-- Work to be completed --
Reply with one number: the count of lines in the data that hold the string "styles".

========================================

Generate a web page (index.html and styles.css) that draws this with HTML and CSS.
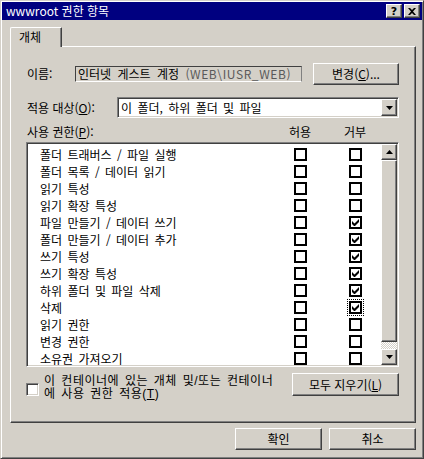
FILE: index.html
```html
<!DOCTYPE html>
<html lang="ko">
<head>
<meta charset="utf-8">
<title>wwwroot 권한 항목</title>
<link rel="stylesheet" href="styles.css">
</head>
<body>
<div class="window">
  <div class="titlebar">
    <span class="title">wwwroot 권한 항목</span>
    <div class="caption-btns">
      <div class="cap-btn btn3d"><span class="q">?</span></div>
      <div class="cap-btn btn3d"><svg width="8" height="7" viewBox="0 0 8 7"><path d="M0 0h2l2 2 2-2h2L5 3.5 8 7H6L4 5 2 7H0l3-3.5z" fill="#000"/></svg></div>
    </div>
  </div>
  <div class="tabs"><div class="tab">개체</div></div>
  <div class="panel">
    <div class="row row-name">
      <span class="lbl lbl-name">이름:</span>
      <div class="namefield">인터넷 게스트 계정 <span class="masked">(WEB\IUSR_WEB)</span></div>
      <div class="btn3d btn btn-change">변경(<u>C</u>)...</div>
    </div>
    <div class="row row-apply">
      <span class="lbl lbl-apply">적용 대상(<u>O</u>):</span>
      <div class="combo sunken">
        <span class="combo-text">이 폴더, 하위 폴더 및 파일</span>
        <div class="combo-btn btn3d"><svg width="7" height="4" viewBox="0 0 7 4"><path d="M0 0h7L3.5 4z" fill="#000"/></svg></div>
      </div>
    </div>
    <div class="row row-head">
      <span class="lbl head-perm">사용 권한(<u>P</u>):</span>
      <span class="head-col">허용</span>
      <span class="head-col head-deny">거부</span>
    </div>
    <div class="listbox sunken">
      <div class="list">
        <div class="item"><span class="item-name">폴더 트래버스 / 파일 실행</span><span class="cb"></span><span class="cb"></span></div>
        <div class="item"><span class="item-name">폴더 목록 / 데이터 읽기</span><span class="cb"></span><span class="cb"></span></div>
        <div class="item"><span class="item-name">읽기 특성</span><span class="cb"></span><span class="cb"></span></div>
        <div class="item"><span class="item-name">읽기 확장 특성</span><span class="cb"></span><span class="cb"></span></div>
        <div class="item"><span class="item-name">파일 만들기 / 데이터 쓰기</span><span class="cb"></span><span class="cb"><svg class="check" width="7" height="7" viewBox="0 0 7 7"><path d="M0 2L2.5 4.5L7 0V3L3 7H2L0 5Z"/></svg></span></div>
        <div class="item"><span class="item-name">폴더 만들기 / 데이터 추가</span><span class="cb"></span><span class="cb"><svg class="check" width="7" height="7" viewBox="0 0 7 7"><path d="M0 2L2.5 4.5L7 0V3L3 7H2L0 5Z"/></svg></span></div>
        <div class="item"><span class="item-name">쓰기 특성</span><span class="cb"></span><span class="cb"><svg class="check" width="7" height="7" viewBox="0 0 7 7"><path d="M0 2L2.5 4.5L7 0V3L3 7H2L0 5Z"/></svg></span></div>
        <div class="item"><span class="item-name">쓰기 확장 특성</span><span class="cb"></span><span class="cb"><svg class="check" width="7" height="7" viewBox="0 0 7 7"><path d="M0 2L2.5 4.5L7 0V3L3 7H2L0 5Z"/></svg></span></div>
        <div class="item"><span class="item-name">하위 폴더 및 파일 삭제</span><span class="cb"></span><span class="cb"><svg class="check" width="7" height="7" viewBox="0 0 7 7"><path d="M0 2L2.5 4.5L7 0V3L3 7H2L0 5Z"/></svg></span></div>
        <div class="item"><span class="item-name">삭제</span><span class="cb"></span><span class="cb focus"><svg class="check" width="7" height="7" viewBox="0 0 7 7"><path d="M0 2L2.5 4.5L7 0V3L3 7H2L0 5Z"/></svg></span></div>
        <div class="item"><span class="item-name">읽기 권한</span><span class="cb"></span><span class="cb"></span></div>
        <div class="item"><span class="item-name">변경 권한</span><span class="cb"></span><span class="cb"></span></div>
        <div class="item"><span class="item-name">소유권 가져오기</span><span class="cb"></span><span class="cb"></span></div>
      </div>
      <div class="scrollbar">
        <div class="sb-btn btn3d"><svg width="7" height="4" viewBox="0 0 7 4"><path d="M3.5 0L7 4H0z" fill="#000"/></svg></div>
        <div class="sb-thumb btn3d"></div>
        <div class="sb-track"></div>
        <div class="sb-btn btn3d"><svg width="7" height="4" viewBox="0 0 7 4"><path d="M0 0h7L3.5 4z" fill="#000"/></svg></div>
      </div>
    </div>
    <div class="row row-bottom">
      <span class="chk3d sunken"></span>
      <div class="inherit-text">
        <div class="line">이 컨테이너에 있는 개체 및/또는 컨테이너</div>
        <div class="line">에 사용 권한 적용(<u>T</u>)</div>
      </div>
      <div class="btn3d btn btn-clear">모두 지우기(<u>L</u>)</div>
    </div>
  </div>
  <div class="footer">
    <div class="btn3d btn">확인</div>
    <div class="btn3d btn">취소</div>
  </div>
</div>
</body>
</html>
```

FILE: styles.css
```css
html, body {
  margin: 0;
  padding: 0;
}
body {
  background: #d4d0c8;
  font: 12px/1 "Noto Sans CJK KR", "DejaVu Sans", sans-serif;
  color: #000;
  word-spacing: 2px;
}
u {
  text-decoration: underline;
  text-underline-offset: 1px;
}

.window {
  width: 424px;
  height: 459px;
  box-sizing: border-box;
  border: 1px solid;
  border-color: #d4d0c8 #404040 #404040 #d4d0c8;
  box-shadow: inset 1px 1px #fff, inset -1px -1px #808080;
  padding: 1px;
  background: #d4d0c8;
  overflow: hidden;
}

/* 3D helpers */
.btn3d {
  background: #d4d0c8;
  box-sizing: border-box;
  border: 1px solid;
  border-color: #fff #404040 #404040 #fff;
  box-shadow: inset -1px -1px #808080;
}
.sunken {
  box-sizing: border-box;
  border: 1px solid;
  border-color: #808080 #fff #fff #808080;
  box-shadow: inset 1px 1px #404040, inset -1px -1px #d4d0c8;
  padding: 1px;
}

/* title bar */
.titlebar {
  height: 18px;
  background: #000080;
  color: #fff;
  display: flex;
  align-items: center;
  justify-content: space-between;
  padding-left: 4px;
}
.title {
  line-height: 14px;
  white-space: nowrap;
  word-spacing: 0;
}
.caption-btns {
  display: flex;
  gap: 2px;
  margin-right: 2px;
}
.cap-btn {
  width: 16px;
  height: 14px;
  display: flex;
  align-items: center;
  justify-content: center;
}
.q {
  font: bold 11px/1 "DejaVu Sans", sans-serif;
  color: #000;
}

/* tabs */
.tabs {
  height: 19px;
  margin: 7px 0 0 8px;
  display: flex;
}
.tab {
  position: relative;
  z-index: 1;
  width: 52px;
  height: 20px;
  box-sizing: border-box;
  background: #d4d0c8;
  border-left: 1px solid #fff;
  border-top: 1px solid #fff;
  border-right: 1px solid #404040;
  box-shadow: inset -1px 0 #808080;
  border-top-left-radius: 2px;
  border-top-right-radius: 1px;
  padding: 3px 0 0 8px;
  line-height: 12px;
}

/* panel */
.panel {
  height: 377px;
  box-sizing: border-box;
  margin: 0 6px 0 8px;
  border: 1px solid;
  border-color: #fff #404040 #404040 #fff;
  box-shadow: inset -1px -1px #808080;
  padding: 16px 16px 0 15px;
}
.row {
  display: flex;
  align-items: center;
}
.lbl {
  white-space: nowrap;
  box-sizing: border-box;
  padding-left: 1px;
  word-spacing: 0;
}
.row-name {
  height: 22px;
}
.lbl-name {
  width: 49px;
}
.namefield {
  width: 227px;
  height: 16px;
  box-sizing: border-box;
  border: 1px solid;
  border-color: #404040 #808080 #fff #404040;
  padding-left: 2px;
  line-height: 14px;
  white-space: nowrap;
  overflow: hidden;
  word-spacing: 3px;
}
.masked {
  color: #5a5a5a;
  letter-spacing: 0.6px;
  word-spacing: 0;
}
.btn {
  height: 22px;
  display: flex;
  align-items: center;
  justify-content: center;
  white-space: nowrap;
  word-spacing: 0;
}
.btn-change {
  width: 86px;
  margin-left: auto;
}

.row-apply {
  height: 21px;
  margin-top: 12px;
}
.lbl-apply {
  width: 91px;
}
.combo {
  flex: 1;
  height: 21px;
  display: flex;
  align-items: center;
  background: #fff;
}
.combo-text {
  flex: 1;
  padding-left: 2px;
  white-space: nowrap;
}
.combo-btn {
  width: 16px;
  height: 17px;
  display: flex;
  align-items: center;
  justify-content: center;
}

.row-head {
  height: 14px;
  margin-top: 7px;
}
.head-perm {
  width: 257px;
}
.head-col {
  width: 34px;
  text-align: center;
}
.head-deny {
  margin-left: 21px;
}

/* list box */
.listbox {
  margin-top: 3px;
  height: 225px;
  display: flex;
  background: #fff;
}
.list {
  flex: 1;
  overflow: hidden;
  padding-top: 2px;
}
.item {
  height: 17px;
  display: flex;
  align-items: center;
}
.item-name {
  width: 254px;
  padding-left: 12px;
  white-space: nowrap;
}
.cb {
  width: 13px;
  height: 13px;
  box-sizing: border-box;
  border: 2px solid #000;
  background: #fff;
  display: flex;
  align-items: center;
  justify-content: center;
}
.cb + .cb {
  margin-left: 42px;
}
.check {
  fill: #000;
}
.focus {
  outline: 1px dotted #000;
  outline-offset: 1px;
}

.scrollbar {
  width: 16px;
  display: flex;
  flex-direction: column;
}
.sb-btn {
  height: 16px;
  display: flex;
  align-items: center;
  justify-content: center;
}
.sb-thumb {
  height: 182px;
}
.sb-track {
  flex: 1;
  background: repeating-conic-gradient(#fff 0 25%, #d4d0c8 0 50%) 0 0 / 2px 2px;
}

/* bottom row */
.row-bottom {
  align-items: flex-start;
  margin-top: 6px;
  height: 23px;
}
.chk3d {
  width: 13px;
  height: 13px;
  margin-top: 10px;
  background: #fff;
  flex: none;
}
.inherit-text {
  margin-left: 5px;
  margin-top: 2px;
  white-space: nowrap;
  letter-spacing: 0.5px;
  font-family: "Liberation Sans", "Noto Sans CJK KR", sans-serif;
}
.line {
  height: 13px;
  line-height: 13px;
}
.btn-clear {
  width: 107px;
  height: 23px;
  margin-left: auto;
}

/* footer */
.footer {
  display: flex;
  justify-content: flex-end;
  gap: 7px;
  margin: 5px 6px 0 0;
}
.footer .btn {
  width: 87px;
  height: 22px;
}
```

========================================

-- Result of the task --
3